### STORED DATA:
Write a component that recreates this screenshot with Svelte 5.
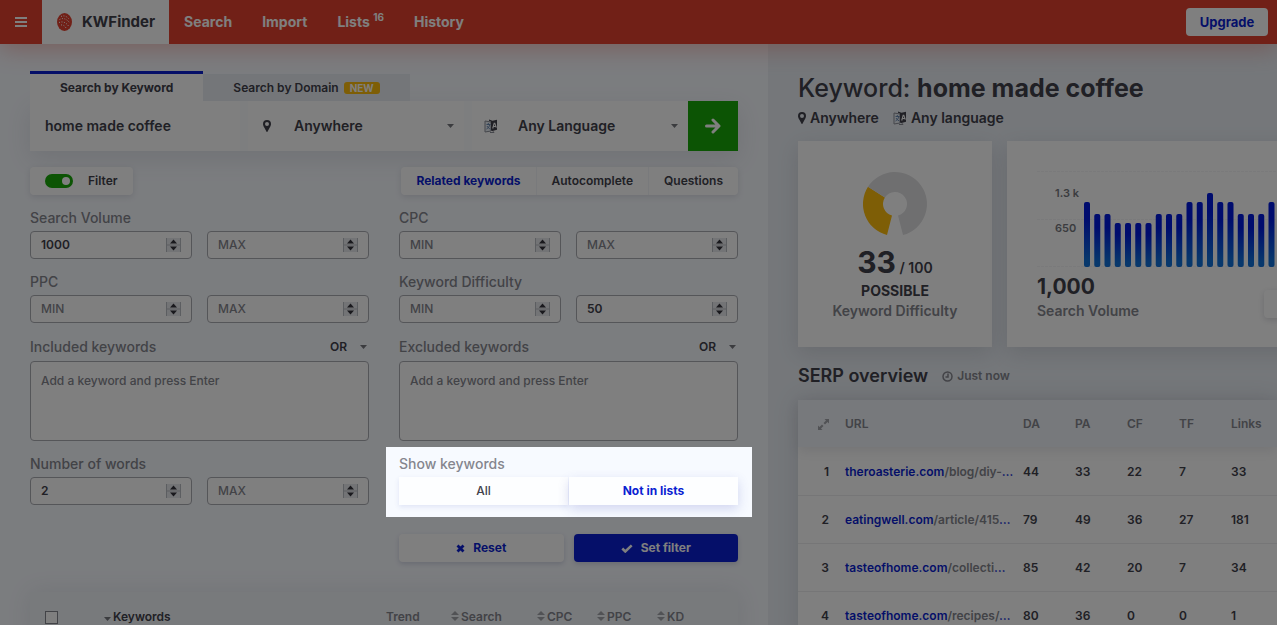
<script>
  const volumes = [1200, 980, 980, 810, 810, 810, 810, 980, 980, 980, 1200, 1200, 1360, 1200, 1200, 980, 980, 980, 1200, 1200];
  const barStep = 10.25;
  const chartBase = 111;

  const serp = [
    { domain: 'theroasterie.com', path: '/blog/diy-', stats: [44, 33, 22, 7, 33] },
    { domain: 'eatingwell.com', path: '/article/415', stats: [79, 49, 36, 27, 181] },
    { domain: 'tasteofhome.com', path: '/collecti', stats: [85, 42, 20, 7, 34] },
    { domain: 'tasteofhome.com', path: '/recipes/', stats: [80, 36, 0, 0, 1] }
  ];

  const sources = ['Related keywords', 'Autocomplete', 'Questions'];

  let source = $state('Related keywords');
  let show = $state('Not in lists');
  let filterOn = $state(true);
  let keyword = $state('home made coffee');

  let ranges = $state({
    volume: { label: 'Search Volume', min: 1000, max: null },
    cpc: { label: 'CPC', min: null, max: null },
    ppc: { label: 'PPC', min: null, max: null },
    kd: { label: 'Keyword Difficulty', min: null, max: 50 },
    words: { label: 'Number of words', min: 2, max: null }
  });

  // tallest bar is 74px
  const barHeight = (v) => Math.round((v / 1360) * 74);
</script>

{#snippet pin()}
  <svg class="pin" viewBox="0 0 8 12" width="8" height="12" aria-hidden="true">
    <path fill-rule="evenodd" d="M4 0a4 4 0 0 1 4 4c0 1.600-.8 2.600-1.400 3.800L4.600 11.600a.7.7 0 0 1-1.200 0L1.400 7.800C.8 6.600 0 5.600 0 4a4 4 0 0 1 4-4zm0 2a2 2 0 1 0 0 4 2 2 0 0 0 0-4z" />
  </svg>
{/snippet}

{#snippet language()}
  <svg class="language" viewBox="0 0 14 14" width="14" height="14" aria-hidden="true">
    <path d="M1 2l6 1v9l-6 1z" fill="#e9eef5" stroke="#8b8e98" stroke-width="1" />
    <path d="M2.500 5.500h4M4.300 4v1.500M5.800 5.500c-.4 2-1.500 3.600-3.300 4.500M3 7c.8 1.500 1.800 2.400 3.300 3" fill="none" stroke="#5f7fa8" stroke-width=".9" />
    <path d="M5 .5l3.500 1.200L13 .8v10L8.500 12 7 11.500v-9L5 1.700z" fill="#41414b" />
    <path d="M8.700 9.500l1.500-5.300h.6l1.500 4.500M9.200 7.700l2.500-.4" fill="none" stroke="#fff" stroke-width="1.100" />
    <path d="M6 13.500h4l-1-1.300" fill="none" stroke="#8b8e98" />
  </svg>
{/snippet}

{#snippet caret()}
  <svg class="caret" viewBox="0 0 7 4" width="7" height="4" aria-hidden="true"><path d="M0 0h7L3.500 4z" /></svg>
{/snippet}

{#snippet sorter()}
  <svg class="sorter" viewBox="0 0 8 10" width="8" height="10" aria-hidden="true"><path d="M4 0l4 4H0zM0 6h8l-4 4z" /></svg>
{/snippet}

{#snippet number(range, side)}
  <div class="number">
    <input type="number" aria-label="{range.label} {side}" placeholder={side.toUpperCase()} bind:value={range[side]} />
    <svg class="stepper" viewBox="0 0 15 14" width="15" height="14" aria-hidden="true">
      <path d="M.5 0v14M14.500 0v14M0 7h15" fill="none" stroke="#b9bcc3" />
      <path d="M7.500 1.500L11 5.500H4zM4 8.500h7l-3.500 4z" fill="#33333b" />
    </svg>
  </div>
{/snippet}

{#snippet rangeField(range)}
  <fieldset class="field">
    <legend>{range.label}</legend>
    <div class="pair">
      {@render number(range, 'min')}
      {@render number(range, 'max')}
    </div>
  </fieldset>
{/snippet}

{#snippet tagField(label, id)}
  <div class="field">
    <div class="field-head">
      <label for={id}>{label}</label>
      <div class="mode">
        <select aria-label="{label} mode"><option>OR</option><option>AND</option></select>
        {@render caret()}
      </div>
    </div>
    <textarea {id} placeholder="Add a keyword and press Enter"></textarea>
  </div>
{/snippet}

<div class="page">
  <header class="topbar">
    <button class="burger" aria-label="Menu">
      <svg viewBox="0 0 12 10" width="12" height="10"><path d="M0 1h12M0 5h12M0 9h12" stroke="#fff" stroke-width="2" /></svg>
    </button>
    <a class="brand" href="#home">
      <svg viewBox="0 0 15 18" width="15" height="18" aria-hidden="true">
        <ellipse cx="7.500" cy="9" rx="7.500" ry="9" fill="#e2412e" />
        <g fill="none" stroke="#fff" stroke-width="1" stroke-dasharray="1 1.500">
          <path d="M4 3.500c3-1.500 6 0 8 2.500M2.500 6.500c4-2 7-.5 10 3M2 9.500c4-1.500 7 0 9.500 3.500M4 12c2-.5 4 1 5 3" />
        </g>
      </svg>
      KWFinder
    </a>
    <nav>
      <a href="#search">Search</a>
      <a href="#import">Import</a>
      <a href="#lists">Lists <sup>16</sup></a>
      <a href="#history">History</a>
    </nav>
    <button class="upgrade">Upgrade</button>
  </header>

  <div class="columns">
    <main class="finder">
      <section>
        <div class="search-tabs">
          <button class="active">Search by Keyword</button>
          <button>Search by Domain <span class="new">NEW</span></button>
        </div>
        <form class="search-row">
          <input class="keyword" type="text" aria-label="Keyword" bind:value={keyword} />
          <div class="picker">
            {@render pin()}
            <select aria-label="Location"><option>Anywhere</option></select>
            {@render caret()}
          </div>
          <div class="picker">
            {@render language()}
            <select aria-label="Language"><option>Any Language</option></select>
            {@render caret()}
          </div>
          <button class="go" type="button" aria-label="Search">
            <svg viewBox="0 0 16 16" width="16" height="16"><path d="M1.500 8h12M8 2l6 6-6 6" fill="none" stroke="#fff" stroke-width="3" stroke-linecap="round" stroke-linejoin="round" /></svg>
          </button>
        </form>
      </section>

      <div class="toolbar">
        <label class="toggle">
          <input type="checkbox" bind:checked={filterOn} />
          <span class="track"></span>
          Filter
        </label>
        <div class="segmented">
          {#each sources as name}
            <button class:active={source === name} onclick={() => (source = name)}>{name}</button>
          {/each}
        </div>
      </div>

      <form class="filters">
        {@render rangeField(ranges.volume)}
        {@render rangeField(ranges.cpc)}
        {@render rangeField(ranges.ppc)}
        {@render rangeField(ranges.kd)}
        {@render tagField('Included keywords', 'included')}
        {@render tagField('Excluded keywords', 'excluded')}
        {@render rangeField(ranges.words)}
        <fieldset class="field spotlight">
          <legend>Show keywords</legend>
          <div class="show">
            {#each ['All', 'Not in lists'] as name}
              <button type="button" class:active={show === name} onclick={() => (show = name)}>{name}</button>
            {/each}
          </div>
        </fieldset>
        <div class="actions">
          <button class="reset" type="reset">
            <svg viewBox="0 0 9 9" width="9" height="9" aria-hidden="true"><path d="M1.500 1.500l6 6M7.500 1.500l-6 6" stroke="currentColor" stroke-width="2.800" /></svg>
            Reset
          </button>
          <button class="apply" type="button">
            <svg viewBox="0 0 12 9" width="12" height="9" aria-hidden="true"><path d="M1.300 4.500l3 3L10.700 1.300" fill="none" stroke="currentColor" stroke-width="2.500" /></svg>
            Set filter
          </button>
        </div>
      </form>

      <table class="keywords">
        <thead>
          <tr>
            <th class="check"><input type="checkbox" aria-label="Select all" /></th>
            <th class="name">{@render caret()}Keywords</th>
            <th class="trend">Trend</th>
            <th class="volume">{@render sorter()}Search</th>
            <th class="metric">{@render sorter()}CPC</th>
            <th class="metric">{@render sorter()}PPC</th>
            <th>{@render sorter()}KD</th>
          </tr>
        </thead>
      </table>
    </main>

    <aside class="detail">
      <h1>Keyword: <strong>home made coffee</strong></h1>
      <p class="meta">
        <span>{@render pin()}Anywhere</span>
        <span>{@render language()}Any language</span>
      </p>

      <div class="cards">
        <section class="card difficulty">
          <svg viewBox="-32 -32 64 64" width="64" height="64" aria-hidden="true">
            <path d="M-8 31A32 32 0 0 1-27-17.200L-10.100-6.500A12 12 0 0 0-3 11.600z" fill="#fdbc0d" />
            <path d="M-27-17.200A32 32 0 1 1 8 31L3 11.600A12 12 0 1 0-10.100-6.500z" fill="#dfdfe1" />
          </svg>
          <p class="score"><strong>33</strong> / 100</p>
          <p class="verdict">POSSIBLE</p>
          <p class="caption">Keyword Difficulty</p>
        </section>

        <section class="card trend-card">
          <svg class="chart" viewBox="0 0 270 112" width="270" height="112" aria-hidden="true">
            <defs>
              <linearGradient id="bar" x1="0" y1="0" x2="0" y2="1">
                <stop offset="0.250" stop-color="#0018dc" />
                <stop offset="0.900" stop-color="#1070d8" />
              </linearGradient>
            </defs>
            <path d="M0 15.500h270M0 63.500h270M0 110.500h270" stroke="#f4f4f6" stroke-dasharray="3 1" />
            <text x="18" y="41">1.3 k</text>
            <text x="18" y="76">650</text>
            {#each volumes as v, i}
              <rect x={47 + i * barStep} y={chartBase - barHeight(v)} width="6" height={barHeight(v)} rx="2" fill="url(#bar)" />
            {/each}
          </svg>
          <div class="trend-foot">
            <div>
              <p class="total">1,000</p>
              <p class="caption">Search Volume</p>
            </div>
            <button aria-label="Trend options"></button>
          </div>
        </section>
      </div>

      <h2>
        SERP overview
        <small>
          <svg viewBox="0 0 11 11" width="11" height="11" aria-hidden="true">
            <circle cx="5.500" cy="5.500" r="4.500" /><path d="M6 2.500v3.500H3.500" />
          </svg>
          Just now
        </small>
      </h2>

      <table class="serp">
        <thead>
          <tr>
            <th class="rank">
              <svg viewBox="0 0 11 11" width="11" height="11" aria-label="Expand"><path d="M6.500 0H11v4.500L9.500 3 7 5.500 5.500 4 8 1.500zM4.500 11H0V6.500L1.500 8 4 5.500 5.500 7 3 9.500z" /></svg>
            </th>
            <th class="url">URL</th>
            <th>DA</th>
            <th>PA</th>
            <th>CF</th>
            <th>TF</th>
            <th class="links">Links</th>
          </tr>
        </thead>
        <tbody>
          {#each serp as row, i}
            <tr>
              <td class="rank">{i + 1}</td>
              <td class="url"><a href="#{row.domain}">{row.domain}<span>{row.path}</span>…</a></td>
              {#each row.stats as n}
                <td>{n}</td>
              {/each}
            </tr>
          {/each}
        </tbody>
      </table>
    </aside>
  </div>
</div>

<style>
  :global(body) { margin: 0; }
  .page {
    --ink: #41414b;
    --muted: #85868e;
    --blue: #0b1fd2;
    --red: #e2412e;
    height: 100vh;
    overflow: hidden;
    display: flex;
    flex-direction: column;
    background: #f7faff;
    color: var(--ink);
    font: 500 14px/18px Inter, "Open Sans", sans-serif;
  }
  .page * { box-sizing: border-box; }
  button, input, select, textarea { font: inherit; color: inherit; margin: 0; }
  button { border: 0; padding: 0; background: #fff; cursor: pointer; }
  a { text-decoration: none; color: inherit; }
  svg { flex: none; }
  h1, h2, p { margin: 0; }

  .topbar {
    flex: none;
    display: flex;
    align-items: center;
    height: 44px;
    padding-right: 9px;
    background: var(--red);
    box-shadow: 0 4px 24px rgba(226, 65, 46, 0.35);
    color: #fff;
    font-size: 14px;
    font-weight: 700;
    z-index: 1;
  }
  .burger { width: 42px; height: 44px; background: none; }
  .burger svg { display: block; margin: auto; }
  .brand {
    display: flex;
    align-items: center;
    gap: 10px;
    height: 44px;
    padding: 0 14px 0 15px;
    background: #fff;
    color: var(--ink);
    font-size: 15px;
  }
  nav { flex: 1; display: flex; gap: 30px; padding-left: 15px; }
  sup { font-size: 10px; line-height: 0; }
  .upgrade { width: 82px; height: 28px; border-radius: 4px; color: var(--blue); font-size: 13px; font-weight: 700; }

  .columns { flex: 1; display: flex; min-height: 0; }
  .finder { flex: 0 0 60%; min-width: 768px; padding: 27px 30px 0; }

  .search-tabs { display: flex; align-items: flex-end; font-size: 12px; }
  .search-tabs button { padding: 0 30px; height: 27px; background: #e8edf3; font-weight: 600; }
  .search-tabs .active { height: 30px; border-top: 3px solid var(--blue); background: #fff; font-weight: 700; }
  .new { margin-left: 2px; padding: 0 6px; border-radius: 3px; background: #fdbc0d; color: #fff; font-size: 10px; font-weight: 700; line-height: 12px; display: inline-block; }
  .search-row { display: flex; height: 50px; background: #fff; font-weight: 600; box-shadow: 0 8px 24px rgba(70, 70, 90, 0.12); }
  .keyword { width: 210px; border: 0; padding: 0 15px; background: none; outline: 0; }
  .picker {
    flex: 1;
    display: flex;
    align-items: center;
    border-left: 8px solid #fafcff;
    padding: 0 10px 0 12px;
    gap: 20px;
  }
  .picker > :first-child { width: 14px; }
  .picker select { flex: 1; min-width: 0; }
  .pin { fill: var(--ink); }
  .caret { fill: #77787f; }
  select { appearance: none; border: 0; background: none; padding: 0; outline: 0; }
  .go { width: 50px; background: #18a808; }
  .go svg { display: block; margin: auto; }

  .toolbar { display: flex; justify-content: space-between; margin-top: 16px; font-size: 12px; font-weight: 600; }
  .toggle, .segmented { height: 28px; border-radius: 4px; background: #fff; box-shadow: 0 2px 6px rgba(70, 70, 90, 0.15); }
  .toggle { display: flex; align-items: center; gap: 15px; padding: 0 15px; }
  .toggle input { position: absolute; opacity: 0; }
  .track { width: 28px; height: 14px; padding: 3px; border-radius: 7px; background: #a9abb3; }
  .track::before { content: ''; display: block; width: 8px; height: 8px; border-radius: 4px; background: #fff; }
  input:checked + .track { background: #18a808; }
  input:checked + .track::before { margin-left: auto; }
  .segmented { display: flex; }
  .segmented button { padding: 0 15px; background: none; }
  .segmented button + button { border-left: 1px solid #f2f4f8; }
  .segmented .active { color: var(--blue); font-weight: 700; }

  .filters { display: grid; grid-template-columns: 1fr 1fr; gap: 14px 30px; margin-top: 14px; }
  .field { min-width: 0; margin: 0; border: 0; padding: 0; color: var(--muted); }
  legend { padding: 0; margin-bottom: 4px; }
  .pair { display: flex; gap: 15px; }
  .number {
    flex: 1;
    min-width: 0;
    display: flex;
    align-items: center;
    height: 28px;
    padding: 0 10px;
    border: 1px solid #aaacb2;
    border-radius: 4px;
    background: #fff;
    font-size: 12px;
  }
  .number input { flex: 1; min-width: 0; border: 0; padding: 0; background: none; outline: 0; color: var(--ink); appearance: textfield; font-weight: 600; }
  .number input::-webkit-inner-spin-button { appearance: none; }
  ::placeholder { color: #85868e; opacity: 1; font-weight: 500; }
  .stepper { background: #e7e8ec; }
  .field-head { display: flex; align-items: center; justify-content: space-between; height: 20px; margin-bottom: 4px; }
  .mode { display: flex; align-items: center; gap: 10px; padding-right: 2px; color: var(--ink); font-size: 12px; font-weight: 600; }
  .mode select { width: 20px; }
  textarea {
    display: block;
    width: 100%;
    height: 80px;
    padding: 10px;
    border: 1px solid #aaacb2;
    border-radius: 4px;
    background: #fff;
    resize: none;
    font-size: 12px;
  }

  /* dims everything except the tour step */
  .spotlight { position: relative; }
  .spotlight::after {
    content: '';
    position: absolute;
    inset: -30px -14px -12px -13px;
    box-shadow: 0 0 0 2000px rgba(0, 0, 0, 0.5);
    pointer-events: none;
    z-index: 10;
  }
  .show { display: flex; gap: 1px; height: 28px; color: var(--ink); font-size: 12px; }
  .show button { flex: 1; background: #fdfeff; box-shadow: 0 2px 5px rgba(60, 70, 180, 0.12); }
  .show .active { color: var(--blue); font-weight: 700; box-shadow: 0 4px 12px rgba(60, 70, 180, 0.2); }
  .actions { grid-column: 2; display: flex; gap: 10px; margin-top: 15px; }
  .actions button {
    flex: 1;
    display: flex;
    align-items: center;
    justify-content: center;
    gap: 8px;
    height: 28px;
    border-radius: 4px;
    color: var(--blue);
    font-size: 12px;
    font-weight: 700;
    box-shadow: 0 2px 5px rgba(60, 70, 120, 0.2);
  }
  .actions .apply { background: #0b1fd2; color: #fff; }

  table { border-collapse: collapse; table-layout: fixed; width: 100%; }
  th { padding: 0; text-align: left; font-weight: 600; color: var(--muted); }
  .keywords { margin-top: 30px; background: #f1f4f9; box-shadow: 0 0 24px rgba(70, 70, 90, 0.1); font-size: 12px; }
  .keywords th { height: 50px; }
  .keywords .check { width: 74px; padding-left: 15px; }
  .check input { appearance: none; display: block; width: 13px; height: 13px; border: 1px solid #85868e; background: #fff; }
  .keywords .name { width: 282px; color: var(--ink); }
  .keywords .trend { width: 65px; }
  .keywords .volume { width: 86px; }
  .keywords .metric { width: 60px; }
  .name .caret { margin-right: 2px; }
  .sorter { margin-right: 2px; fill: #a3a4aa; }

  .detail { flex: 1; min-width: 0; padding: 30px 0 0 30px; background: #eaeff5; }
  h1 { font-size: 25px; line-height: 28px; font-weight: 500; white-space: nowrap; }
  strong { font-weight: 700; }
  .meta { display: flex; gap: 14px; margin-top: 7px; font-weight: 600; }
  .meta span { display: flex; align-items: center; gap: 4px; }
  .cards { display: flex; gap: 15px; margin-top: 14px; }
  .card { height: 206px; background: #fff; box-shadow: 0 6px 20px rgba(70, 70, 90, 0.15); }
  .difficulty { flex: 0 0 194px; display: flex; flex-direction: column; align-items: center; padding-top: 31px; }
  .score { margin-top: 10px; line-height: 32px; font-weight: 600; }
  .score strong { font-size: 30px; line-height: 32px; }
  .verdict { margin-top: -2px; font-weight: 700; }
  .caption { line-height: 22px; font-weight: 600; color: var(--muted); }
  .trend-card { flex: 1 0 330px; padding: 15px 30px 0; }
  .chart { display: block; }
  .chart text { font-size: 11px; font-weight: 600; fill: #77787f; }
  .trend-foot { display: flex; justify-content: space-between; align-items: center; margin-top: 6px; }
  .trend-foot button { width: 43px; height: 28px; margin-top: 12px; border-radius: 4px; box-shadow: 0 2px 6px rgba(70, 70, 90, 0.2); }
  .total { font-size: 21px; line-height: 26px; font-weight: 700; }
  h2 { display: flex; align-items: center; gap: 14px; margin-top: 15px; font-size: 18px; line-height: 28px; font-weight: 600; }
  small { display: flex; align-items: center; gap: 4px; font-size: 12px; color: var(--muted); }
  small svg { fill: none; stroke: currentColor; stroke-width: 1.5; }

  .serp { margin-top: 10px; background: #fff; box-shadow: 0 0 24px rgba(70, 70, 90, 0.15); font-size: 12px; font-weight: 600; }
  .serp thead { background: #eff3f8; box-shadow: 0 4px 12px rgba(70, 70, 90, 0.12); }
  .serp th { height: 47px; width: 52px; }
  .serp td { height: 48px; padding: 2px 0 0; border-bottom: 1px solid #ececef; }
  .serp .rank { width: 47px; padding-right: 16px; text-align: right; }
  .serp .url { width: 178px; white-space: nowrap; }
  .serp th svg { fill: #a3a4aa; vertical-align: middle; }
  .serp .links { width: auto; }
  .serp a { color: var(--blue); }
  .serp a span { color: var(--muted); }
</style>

### WHAT YOU SHOULD DO:
Return only the lines from the start of the data through the line that contains "const chartBase = 111;", please, copying them exactly and omitting all pictures.

### RESULT:
Write a component that recreates this screenshot with Svelte 5.
<script>
  const volumes = [1200, 980, 980, 810, 810, 810, 810, 980, 980, 980, 1200, 1200, 1360, 1200, 1200, 980, 980, 980, 1200, 1200];
  const barStep = 10.25;
  const chartBase = 111;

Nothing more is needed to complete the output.